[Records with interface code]
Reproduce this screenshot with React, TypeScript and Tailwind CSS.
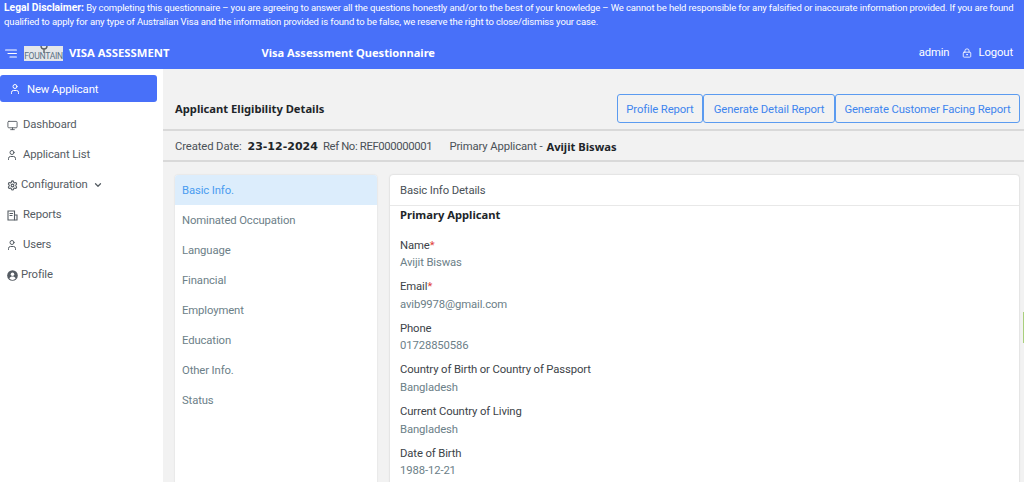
import React from "react";
import { ChevronDown, LockKeyhole, Monitor, Settings, User } from "lucide-react";

const bold = "font-['Noto_Sans',sans-serif] font-bold text-[11.2px] tracking-normal text-[#212529]";

const tabs = ["Basic Info.", "Nominated Occupation", "Language", "Financial", "Employment", "Education", "Other Info.", "Status"];

const fields = [
  { label: "Name", value: "Avijit Biswas", required: true },
  { label: "Email", value: "avib9978@gmail.com", required: true },
  { label: "Phone", value: "01728850586", required: false },
  { label: "Country of Birth or Country of Passport", value: "Bangladesh", required: false },
  { label: "Current Country of Living", value: "Bangladesh", required: false },
  { label: "Date of Birth", value: "1988-12-21", required: false },
];

const ReportIcon = () => (
  <svg width="11" height="11" viewBox="0 0 11 11" fill="none" stroke="currentColor" strokeWidth="1.1">
    <path d="M1 1h6.5v9H1z" />
    <path d="M7.5 5H10v5H7.5M2.5 3.5h3.5M2.5 5.5h3" />
  </svg>
);

const ProfileIcon = () => (
  <svg width="11" height="11" viewBox="0 0 12 12">
    <circle cx="6" cy="6" r="5.8" fill="currentColor" />
    <circle cx="6" cy="4.6" r="1.9" fill="white" />
    <path d="M2.6 9.4c.6-1.5 1.9-2.2 3.4-2.2s2.8.7 3.4 2.2C8.5 10.3 7.3 10.8 6 10.8s-2.5-.5-3.4-1.4z" fill="white" />
  </svg>
);

const SideItem = ({ icon, label, tight, chevron }: { icon: React.ReactNode; label: string; tight?: boolean; chevron?: boolean }) => (
  <div className="flex h-[30px] items-center pl-[6px] text-[#555c63]">
    <span className={`flex w-[12px] justify-center ${tight ? "mr-[3px]" : "mr-[5px]"}`}>{icon}</span>
    <span>{label}</span>
    {chevron && <ChevronDown size={10} strokeWidth={3} className="ml-[5px]" />}
  </div>
);

const App = () => {
  return (
    <div className="relative flex h-[482px] w-[1024px] flex-col overflow-hidden bg-[#f2f2f2] font-['Roboto',sans-serif] text-[11.3px] tracking-[-0.12px]">
      <div className="h-[69px] shrink-0 bg-[#4870f9] text-white">
        <p className="px-[4px] pt-px text-[9.5px] leading-[14px] tracking-[-0.13px]">
          <b className="text-[10.3px] tracking-normal">Legal Disclaimer:</b> By completing this questionnaire – you are agreeing to answer all the questions honestly and/or to the best of your knowledge – We cannot be held responsible for any falsified or inaccurate information provided. If you are found qualified to apply for any type of Australian Visa and the information provided is found to be false, we reserve the right to close/dismiss your case.
        </p>
        <div className="mt-[15px] flex h-[18px] items-center">
          <svg width="12" height="9" viewBox="0 0 12 9" className="ml-[5px]" stroke="white" strokeWidth="1.2" strokeLinecap="round">
            <path d="M.6 1h10.8M3 4.5h8.4M5 8h6.4" />
          </svg>
          <div className="ml-[7px] flex h-[15px] w-[39px] flex-col items-center overflow-hidden bg-[#e3e6ea] text-[#5b7183]">
            <svg width="10" height="7" viewBox="0 0 10 7" fill="none" stroke="#5a6066" strokeWidth="1.4" className="shrink-0">
              <path d="M2 0c0 2.5 1.5 3 3 3s3-.5 3-3M5 3v4" />
            </svg>
            <span className="mt-[-1px] text-[8.6px] leading-[9px] tracking-[-0.3px]">FOUNTAIN</span>
          </div>
          <span className="ml-[6px] font-['Noto_Sans',sans-serif] text-[11.3px] font-bold tracking-normal">VISA ASSESSMENT</span>
          <span className="ml-[92px] font-['Noto_Sans',sans-serif] text-[11.1px] font-bold tracking-normal">Visa Assessment Questionnaire</span>
          <span className="ml-auto">admin</span>
          <LockKeyhole size={10} className="ml-[13px]" />
          <span className="ml-[6px] mr-[11px]">Logout</span>
        </div>
      </div>

      <div className="flex min-h-0 flex-1">
        <aside className="w-[163px] shrink-0 bg-white">
          <div className="mt-[6px] flex h-[27px] w-[157px] items-center rounded-[3px] bg-[#4870f9] pl-[9px] text-white">
            <User size={12} className="mr-[6px]" />
            <span className="pt-[3px]">New Applicant</span>
          </div>
          <div className="mt-[8px]">
            <SideItem icon={<Monitor size={11} />} label="Dashboard" />
            <SideItem icon={<User size={12} />} label="Applicant List" />
            <SideItem icon={<Settings size={11} strokeWidth={2.4} />} label="Configuration" tight chevron />
            <SideItem icon={<ReportIcon />} label="Reports" />
            <SideItem icon={<User size={12} />} label="Users" />
            <SideItem icon={<ProfileIcon />} label="Profile" tight />
          </div>
        </aside>

        <main className="min-w-0 flex-1">
          <div className="flex h-[62px] items-end justify-between border-b-2 border-[#d9d9d9] pb-[6px] pl-[12px] pr-[4px]">
            <h1 className={`${bold} leading-[29px]`}>Applicant Eligibility Details</h1>
            <div className="flex text-[#3f85ee]">
              <span className="flex h-[29px] w-[86px] items-center justify-center rounded-[3px] border border-[#5b9bf0] pt-[3px]">Profile Report</span>
              <span className="flex h-[29px] w-[132px] items-center justify-center rounded-[3px] border border-[#5b9bf0] pt-[3px]">Generate Detail Report</span>
              <span className="flex h-[29px] w-[185px] items-center justify-center rounded-[3px] border border-[#5b9bf0] pt-[3px]">Generate Customer Facing Report</span>
            </div>
          </div>
          <div className="flex h-[31px] items-center border-b-2 border-[#d9d9d9] pl-[12px] pt-[3px] text-[#4a5157]">
            <span>Created Date:</span>
            <b className="ml-[6px] font-['DejaVu_Sans',sans-serif] text-[11px] tracking-normal text-[#212529]">23-12-2024</b>
            <span className="ml-[5px] tracking-[-0.35px]">Ref No: REF000000001</span>
            <span className="ml-[17px]">Primary Applicant -</span>
            <b className={`${bold} ml-[4px]`}>Avijit Biswas</b>
          </div>

          <div className="flex gap-[13px] pl-[12px] pt-[13px]">
            <nav className="h-[400px] w-[202px] shrink-0 overflow-hidden rounded-[3px] bg-white text-[#6c8088] shadow-[0_0_2px_rgba(0,0,0,0.12)]">
              {tabs.map((tab, i) => (
                <div key={tab} className={`flex h-[30px] items-center pl-[7px] pt-[2px] ${i === 0 ? "bg-[#dcedfc] text-[#4a9cf0]" : ""}`}>{tab}</div>
              ))}
            </nav>
            <section className="h-[400px] w-[629px] shrink-0 rounded-[3px] bg-white shadow-[0_0_2px_rgba(0,0,0,0.2)]">
              <div className="flex h-[31px] items-center border-b border-[#e8e8e8] pl-[10px] pt-[2px] text-[#4a5157]">Basic Info Details</div>
              <div className="pl-[10px]">
                <h2 className={`${bold} leading-[18px]`}>Primary Applicant</h2>
                <div className="mt-[12.7px] flex flex-col gap-[6.1px]">
                  {fields.map((f) => (
                    <div key={f.label}>
                      <div className="h-[17.5px] leading-[18px] text-[#3c4348]">
                        {f.label}
                        {f.required && <span className="text-[#e0403a]">*</span>}
                      </div>
                      <div className="h-[18px] leading-[18px] text-[#6c8088]">{f.value}</div>
                    </div>
                  ))}
                </div>
              </div>
            </section>
          </div>
        </main>
      </div>
      <div className="absolute right-0 top-[312px] h-[31px] w-px bg-[#a9cf7c]" />
    </div>
  );
};

export default App;
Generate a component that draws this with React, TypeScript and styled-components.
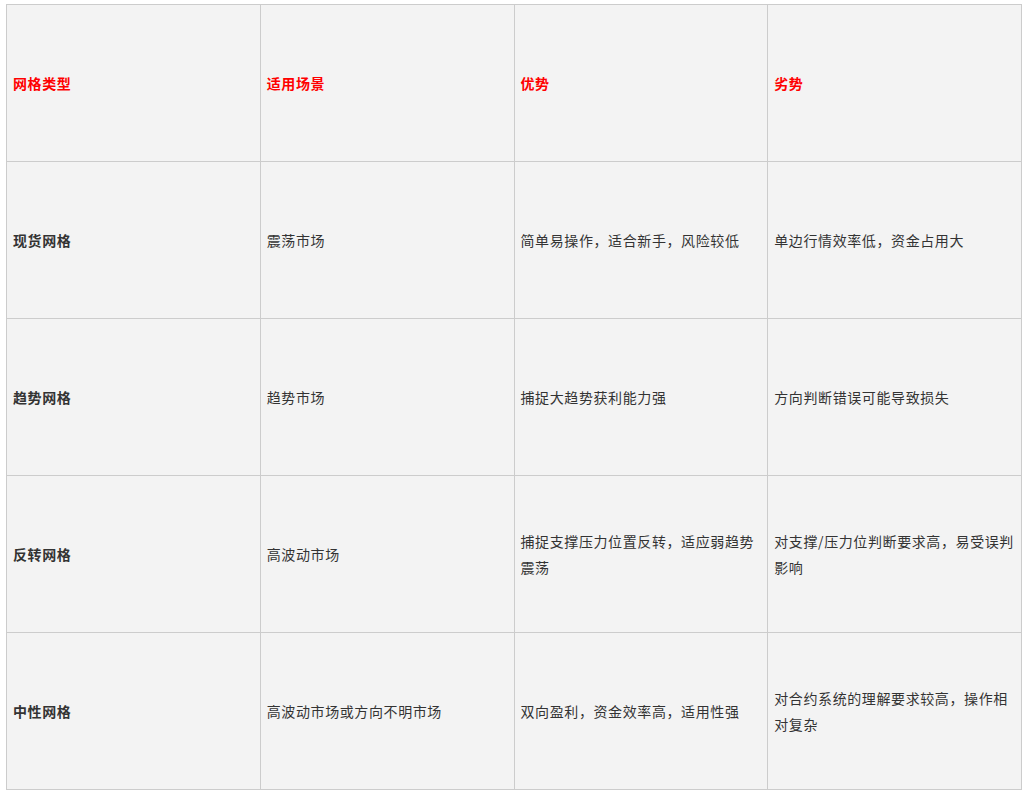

■ Do this
Provide only the number of lines in the records containing the string "TypeScript".

■ Output of the exercise
2